Training ROI Metrics That Prove Business Value
Written by
Stewart
Rodeheaver
|
June 2026
Most training ROI reports have plenty of numbers.
That does not mean they have strong evidence.
Completion rates, attendance, training hours, satisfaction scores, assessment results, productivity changes, sales performance, employee turnover, and business outcomes can all appear in a training report. The problem is that not every metric can carry the same claim.
A completion rate can show participation. It cannot prove capability. A satisfaction score can show reaction. It cannot prove performance improvement. A business result can show movement. It cannot prove, by itself, that training caused the movement.
Training ROI metrics are useful when they support the right claim. They are stronger when they connect to business goals, role-critical capability, performance standards, verification evidence, decision-making, and sustainment.
That is the difference between a report full of metrics and a report with training ROI evidence leaders can trust.
Training ROI Metrics Are Only as Strong as the Claim They Support
A training metric is a data point. Training ROI evidence is the structured support behind a business-value claim.
That distinction matters because leaders often ask a metric to do more than it can. They may ask completion to prove readiness. They may ask learner engagement to prove performance. They may ask a productivity change to prove training impact. They may ask a training ROI calculation to prove value without checking the evidence behind the inputs.
The better question is: what claim can this metric actually support?
Kraiger, Ford, and Salas proposed cognitive, skill-based, and affective learning outcome categories for training evaluation.

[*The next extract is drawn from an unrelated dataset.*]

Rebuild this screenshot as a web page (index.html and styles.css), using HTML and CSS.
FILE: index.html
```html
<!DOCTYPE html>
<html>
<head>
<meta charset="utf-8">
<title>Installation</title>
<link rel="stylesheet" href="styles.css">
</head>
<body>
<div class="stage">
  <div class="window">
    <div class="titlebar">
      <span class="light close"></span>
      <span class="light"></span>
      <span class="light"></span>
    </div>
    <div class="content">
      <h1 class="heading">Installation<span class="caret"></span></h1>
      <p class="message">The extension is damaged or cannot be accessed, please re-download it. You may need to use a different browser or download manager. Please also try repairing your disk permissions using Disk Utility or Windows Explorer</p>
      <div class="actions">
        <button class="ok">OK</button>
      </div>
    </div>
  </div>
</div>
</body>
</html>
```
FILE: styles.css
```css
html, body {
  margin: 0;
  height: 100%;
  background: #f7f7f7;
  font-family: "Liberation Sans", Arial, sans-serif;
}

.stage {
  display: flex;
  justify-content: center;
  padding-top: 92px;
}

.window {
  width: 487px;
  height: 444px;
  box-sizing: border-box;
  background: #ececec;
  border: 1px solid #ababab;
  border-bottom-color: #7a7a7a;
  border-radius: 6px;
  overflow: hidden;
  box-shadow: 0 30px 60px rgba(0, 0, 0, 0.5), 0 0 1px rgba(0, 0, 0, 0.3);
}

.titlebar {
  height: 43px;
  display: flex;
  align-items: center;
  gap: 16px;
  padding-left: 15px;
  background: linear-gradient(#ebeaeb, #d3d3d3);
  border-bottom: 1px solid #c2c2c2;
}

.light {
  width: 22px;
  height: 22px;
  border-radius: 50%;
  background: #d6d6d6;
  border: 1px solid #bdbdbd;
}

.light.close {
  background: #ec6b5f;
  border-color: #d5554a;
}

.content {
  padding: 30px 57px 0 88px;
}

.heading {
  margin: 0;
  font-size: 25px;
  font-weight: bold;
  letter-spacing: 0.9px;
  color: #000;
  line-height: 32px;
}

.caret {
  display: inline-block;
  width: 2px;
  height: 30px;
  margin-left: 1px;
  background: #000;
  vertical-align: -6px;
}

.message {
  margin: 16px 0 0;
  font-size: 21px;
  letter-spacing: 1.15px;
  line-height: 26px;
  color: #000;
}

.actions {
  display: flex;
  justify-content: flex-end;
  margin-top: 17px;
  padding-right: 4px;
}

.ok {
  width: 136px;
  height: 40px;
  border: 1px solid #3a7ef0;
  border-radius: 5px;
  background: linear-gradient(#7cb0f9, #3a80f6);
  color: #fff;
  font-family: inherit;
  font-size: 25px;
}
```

That framework helps leaders avoid treating knowledge, confidence, skill, behavior, and business results as the same kind of evidence.
Alliger, Tannenbaum, Bennett, Traver, and Shotland’s meta-analysis of relationships among training criteria makes a similar point. Training criteria are related, but they are not interchangeable. Reaction, learning, behavior, and results answer different leadership questions.

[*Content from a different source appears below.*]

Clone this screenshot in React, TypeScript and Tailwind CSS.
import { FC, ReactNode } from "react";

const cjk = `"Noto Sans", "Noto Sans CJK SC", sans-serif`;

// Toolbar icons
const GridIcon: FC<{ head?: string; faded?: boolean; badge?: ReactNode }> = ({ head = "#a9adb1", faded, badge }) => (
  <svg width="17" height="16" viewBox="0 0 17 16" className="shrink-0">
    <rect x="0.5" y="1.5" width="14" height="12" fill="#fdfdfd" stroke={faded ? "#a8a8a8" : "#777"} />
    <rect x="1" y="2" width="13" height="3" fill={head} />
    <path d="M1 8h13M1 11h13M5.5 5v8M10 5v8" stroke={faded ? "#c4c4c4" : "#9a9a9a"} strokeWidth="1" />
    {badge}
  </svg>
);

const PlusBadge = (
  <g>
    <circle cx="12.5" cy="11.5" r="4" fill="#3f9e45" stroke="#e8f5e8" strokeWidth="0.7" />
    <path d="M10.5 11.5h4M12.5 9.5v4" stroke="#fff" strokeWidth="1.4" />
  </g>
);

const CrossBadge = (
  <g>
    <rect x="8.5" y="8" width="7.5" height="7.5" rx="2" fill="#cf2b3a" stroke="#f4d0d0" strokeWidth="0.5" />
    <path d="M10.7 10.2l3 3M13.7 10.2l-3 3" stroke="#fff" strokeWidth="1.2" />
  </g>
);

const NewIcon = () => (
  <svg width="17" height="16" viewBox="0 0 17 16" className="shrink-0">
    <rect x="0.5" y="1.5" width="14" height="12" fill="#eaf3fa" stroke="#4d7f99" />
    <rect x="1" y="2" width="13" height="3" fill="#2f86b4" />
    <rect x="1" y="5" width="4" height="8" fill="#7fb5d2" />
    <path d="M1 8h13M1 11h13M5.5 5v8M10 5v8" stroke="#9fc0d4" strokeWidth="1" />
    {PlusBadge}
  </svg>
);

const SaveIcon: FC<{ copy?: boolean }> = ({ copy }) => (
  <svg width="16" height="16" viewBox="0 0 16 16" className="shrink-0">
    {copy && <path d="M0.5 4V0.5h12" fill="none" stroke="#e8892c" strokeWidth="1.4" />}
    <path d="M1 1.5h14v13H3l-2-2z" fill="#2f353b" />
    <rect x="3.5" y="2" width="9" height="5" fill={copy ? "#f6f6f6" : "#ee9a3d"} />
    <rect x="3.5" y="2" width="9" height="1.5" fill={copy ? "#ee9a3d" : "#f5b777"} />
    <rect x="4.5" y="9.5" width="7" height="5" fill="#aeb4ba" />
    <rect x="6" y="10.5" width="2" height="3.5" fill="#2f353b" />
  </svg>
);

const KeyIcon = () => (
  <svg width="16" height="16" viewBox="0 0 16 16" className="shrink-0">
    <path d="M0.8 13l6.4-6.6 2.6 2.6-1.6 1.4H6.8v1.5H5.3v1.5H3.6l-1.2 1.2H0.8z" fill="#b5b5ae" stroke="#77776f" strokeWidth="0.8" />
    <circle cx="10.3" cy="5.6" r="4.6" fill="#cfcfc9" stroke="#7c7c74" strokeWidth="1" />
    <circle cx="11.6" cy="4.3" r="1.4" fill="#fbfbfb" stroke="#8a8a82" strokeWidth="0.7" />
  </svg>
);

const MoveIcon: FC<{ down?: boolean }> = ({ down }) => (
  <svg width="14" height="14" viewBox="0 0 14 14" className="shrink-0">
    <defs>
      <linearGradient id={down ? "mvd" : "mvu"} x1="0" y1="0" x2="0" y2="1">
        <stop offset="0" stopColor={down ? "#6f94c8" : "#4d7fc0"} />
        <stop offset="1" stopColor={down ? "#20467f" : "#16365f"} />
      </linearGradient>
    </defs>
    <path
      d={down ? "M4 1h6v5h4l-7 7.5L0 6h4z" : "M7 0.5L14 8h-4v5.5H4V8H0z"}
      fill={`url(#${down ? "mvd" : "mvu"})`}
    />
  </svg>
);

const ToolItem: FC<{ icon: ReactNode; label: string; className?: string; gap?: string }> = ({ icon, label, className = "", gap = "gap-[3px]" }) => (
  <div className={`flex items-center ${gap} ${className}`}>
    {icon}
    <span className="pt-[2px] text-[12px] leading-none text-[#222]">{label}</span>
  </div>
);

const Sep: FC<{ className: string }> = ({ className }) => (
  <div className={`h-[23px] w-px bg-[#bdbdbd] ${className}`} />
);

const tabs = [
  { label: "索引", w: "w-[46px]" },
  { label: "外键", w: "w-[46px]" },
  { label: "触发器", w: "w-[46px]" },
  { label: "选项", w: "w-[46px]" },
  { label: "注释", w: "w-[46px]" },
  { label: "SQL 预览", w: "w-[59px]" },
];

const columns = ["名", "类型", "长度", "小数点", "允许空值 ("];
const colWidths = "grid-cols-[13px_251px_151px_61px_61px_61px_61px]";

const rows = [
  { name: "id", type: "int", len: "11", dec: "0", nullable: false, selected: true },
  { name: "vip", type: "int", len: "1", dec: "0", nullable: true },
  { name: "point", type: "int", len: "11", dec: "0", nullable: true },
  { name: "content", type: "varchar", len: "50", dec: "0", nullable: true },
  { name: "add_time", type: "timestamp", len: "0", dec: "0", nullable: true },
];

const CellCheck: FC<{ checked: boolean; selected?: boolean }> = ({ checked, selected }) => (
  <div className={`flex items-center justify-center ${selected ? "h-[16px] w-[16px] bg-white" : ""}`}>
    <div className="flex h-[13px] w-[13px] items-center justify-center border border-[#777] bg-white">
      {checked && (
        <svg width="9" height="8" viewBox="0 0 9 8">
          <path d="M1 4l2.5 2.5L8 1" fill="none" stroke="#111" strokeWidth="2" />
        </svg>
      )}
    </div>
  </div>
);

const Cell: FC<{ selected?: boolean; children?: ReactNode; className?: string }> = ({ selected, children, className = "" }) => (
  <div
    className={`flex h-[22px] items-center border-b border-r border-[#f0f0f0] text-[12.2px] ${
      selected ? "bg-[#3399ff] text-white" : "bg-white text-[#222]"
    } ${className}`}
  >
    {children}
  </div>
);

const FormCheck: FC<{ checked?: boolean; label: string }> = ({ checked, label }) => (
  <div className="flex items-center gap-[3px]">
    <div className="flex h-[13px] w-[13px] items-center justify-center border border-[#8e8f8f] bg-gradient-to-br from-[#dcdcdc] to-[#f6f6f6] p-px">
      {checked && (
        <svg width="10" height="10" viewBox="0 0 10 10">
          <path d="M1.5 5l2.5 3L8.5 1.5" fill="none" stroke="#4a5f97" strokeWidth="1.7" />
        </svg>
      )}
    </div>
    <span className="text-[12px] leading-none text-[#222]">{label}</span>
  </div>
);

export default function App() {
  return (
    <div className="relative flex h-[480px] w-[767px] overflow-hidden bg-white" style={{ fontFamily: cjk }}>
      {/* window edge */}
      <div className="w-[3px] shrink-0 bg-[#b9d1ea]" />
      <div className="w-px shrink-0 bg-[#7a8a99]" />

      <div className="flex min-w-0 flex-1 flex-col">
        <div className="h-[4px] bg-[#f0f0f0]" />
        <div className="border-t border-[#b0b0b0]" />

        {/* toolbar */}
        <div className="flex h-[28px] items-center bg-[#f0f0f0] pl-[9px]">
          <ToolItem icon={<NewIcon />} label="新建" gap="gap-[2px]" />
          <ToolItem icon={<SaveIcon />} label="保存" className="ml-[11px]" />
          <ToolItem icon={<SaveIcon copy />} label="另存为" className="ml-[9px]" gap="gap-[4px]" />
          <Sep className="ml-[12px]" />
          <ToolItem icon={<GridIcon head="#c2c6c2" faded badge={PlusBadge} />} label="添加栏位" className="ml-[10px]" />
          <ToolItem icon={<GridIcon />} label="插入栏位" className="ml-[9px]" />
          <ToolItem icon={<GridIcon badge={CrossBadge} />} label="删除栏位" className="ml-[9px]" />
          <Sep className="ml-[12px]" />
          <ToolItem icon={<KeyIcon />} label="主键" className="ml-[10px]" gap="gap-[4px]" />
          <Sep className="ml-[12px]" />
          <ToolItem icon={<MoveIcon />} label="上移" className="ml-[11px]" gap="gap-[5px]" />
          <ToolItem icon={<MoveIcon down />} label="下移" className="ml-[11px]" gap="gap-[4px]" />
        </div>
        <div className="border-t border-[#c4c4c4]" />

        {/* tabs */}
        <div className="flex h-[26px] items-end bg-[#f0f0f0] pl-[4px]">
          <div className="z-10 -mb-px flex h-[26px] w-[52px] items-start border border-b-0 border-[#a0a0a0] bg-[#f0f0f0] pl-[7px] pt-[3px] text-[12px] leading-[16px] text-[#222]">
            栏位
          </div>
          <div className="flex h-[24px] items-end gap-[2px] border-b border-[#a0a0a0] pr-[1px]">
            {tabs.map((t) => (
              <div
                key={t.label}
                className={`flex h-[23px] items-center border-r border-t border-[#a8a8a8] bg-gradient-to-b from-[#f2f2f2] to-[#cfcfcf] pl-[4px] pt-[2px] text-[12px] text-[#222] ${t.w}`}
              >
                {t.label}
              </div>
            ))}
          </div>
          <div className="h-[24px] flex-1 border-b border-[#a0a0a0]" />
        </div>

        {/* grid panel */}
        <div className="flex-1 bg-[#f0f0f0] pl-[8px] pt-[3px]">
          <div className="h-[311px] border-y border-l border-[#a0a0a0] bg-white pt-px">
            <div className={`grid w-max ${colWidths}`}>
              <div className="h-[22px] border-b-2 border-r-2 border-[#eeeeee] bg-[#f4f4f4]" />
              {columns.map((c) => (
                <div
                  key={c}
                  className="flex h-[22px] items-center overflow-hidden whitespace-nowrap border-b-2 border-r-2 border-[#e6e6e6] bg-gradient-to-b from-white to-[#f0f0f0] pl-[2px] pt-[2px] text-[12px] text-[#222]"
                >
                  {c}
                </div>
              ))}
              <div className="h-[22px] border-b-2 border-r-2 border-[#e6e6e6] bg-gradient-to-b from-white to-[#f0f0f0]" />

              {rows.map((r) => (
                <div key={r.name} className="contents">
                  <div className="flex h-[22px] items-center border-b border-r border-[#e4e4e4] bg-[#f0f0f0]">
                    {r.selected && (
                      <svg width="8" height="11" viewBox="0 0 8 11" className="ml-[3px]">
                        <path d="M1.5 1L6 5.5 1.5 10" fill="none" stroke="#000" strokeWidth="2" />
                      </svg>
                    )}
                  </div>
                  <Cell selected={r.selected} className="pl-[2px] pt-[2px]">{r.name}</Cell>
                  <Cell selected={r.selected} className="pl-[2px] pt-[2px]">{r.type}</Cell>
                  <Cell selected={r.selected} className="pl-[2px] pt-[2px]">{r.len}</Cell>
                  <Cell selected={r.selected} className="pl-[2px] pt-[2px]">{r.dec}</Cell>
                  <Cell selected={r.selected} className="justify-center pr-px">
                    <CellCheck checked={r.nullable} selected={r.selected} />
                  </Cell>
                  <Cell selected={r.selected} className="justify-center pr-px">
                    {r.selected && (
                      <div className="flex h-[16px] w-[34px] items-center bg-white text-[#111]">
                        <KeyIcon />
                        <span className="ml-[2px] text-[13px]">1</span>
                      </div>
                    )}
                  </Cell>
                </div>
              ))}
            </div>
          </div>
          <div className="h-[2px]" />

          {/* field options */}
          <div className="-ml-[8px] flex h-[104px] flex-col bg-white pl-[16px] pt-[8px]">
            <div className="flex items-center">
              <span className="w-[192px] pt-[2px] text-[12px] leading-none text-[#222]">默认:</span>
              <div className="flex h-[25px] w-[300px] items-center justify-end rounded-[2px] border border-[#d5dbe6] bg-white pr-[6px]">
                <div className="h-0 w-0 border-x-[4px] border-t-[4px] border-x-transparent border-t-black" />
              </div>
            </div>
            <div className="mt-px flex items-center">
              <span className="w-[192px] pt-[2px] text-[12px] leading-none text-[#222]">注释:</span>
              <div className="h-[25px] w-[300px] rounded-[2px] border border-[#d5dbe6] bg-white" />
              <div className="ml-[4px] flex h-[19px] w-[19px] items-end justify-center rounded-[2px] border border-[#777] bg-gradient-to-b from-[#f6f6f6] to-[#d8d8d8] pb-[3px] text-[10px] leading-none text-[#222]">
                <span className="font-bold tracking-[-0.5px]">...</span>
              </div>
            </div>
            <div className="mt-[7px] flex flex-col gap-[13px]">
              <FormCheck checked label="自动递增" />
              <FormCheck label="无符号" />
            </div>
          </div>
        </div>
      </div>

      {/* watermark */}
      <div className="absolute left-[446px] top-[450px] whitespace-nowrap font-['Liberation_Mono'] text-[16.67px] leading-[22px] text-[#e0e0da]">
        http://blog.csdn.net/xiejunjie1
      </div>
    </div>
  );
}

A metric becomes stronger when leaders know what it is meant to show, what it cannot show, and what evidence must sit around it.
The Metric Hierarchy Leaders Should Use
A useful training ROI report does not start with one perfect metric. It uses a hierarchy.

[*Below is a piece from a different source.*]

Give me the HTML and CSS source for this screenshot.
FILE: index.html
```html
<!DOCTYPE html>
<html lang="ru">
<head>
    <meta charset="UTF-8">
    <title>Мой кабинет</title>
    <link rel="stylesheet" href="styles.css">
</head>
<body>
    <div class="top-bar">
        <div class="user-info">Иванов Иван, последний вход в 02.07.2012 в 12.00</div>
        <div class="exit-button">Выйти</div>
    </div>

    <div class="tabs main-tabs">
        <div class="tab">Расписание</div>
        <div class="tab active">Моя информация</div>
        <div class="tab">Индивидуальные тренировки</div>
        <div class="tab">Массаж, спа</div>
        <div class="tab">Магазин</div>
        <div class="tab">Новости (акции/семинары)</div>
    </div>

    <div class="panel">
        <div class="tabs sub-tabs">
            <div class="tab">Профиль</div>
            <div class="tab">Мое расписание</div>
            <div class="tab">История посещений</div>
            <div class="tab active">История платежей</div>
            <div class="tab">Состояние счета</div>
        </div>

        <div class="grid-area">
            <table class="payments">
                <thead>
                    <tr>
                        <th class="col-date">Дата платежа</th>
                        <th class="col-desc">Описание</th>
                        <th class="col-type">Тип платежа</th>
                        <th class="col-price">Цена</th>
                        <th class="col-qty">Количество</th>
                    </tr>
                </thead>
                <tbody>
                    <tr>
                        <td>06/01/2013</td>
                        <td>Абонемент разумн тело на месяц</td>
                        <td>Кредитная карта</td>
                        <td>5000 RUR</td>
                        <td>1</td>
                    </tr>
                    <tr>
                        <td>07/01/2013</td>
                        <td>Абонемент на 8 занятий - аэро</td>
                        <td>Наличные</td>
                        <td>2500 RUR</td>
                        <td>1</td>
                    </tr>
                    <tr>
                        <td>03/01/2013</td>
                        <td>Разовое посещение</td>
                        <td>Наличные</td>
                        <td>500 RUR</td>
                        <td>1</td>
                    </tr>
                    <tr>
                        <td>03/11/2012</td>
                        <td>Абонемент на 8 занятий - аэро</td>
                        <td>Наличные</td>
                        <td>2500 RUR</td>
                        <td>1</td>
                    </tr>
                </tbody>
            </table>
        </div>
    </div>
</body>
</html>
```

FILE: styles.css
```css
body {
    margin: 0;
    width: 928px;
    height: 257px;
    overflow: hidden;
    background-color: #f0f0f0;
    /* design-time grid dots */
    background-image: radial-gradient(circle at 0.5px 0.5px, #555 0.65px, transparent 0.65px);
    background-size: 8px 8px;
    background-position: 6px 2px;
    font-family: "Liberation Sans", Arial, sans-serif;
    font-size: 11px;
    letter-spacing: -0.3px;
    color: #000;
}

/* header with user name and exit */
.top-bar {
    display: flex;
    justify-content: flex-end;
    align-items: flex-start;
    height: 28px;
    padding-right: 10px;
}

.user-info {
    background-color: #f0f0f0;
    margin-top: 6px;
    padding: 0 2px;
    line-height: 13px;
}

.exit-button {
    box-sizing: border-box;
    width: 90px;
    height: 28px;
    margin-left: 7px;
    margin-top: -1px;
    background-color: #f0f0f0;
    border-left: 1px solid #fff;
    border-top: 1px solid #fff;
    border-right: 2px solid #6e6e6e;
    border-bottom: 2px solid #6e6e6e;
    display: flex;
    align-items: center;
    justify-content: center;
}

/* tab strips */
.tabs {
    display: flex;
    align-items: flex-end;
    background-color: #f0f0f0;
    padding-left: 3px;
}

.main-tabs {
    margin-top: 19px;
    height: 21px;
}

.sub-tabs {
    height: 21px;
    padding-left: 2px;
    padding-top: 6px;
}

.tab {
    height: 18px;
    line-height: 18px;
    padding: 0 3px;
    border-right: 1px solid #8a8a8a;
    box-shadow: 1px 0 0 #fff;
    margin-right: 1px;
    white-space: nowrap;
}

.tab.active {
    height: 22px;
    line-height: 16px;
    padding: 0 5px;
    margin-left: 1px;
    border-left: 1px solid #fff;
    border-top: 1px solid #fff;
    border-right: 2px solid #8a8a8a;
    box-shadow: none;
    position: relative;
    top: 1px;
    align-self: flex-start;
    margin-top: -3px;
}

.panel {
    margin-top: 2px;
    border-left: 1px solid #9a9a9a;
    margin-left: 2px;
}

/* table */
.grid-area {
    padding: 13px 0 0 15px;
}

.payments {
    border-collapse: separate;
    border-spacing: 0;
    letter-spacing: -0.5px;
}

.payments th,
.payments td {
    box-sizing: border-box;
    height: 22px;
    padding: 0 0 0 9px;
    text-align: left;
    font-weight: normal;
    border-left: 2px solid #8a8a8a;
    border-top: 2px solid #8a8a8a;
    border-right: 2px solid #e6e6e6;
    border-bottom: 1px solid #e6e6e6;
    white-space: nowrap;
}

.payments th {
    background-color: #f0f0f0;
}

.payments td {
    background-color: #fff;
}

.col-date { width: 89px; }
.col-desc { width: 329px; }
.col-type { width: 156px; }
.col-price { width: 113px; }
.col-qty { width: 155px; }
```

The hierarchy helps leaders separate weaker evidence from stronger evidence and connect each layer to the decision it can support.
| Metric Layer | What It Tells Leaders | Example Metrics | Evidence Strength |
|---|---|---|---|
| Activity metrics | Whether training happened | Completion, attendance, training hours, LMS progress | Useful for administration; weak for ROI |
| Learning metrics | Whether learners understood or reacted | Knowledge checks, satisfaction scores, scenario responses | Stronger than activity; not always performance proof |
| Capability metrics | Whether people can perform | Verified task performance, rubric scores, thresholds, critical-error avoidance | Strong for readiness and performance claims |
| Transfer metrics | Whether learning shows up in work | Manager observation, work-sample evidence, application quality | Strong bridge from training to work |
| Business-signal metrics | Whether outcomes moved | Productivity, sales performance, quality, turnover, customer outcomes | Important, but requires interpretation |
| Decision metrics | Whether evidence changed action | Coaching, remediation, approvals, re-check assignments | Shows whether metrics drove management action |
| Sustainment metrics | Whether capability stays current | Drift indicators, re-checks, version changes, evidence freshness | Supports long-term ROI confidence |
The hierarchy prevents a common mistake: treating all metrics as equal.
Completion is not the same as capability. A quiz is not the same as transfer. A key performance indicator is not the same as proof of training causality. Each metric has a role. The job is to place it in the right layer.
Activity Metrics: Useful, But Not Enough
Activity metrics show whether the training program moved.
They include completion, attendance, training hours, training completion, learner engagement, training session count, learning management system progress, participation, and assignment status.
These metrics are useful. L&D leaders, HR professionals, managers, and operations teams need them to manage scale. A corporate training program cannot create value if the intended audience never receives it. An employee training program cannot support a business goal if the right employees were not assigned. A sales training rollout cannot improve sales performance if the target group never participates.
But activity metrics do not prove business value.
Completion shows that someone finished. Attendance shows that someone was present. Training hours show time invested. LMS progress shows movement through content. Learner engagement shows interaction with training tools or materials.
None of those metrics shows that someone can perform the role-critical task, that performance met the standard, or that business results improved because of training.
Activity metrics belong in the report. They should not carry the whole ROI story.
Learning Metrics: Better, But Still Not Proof of Performance
Learning metrics are closer to training effectiveness than activity metrics, but they still need context.
They include knowledge checks, scenario responses, satisfaction scores, confidence ratings, assessment scores, and training evaluation results.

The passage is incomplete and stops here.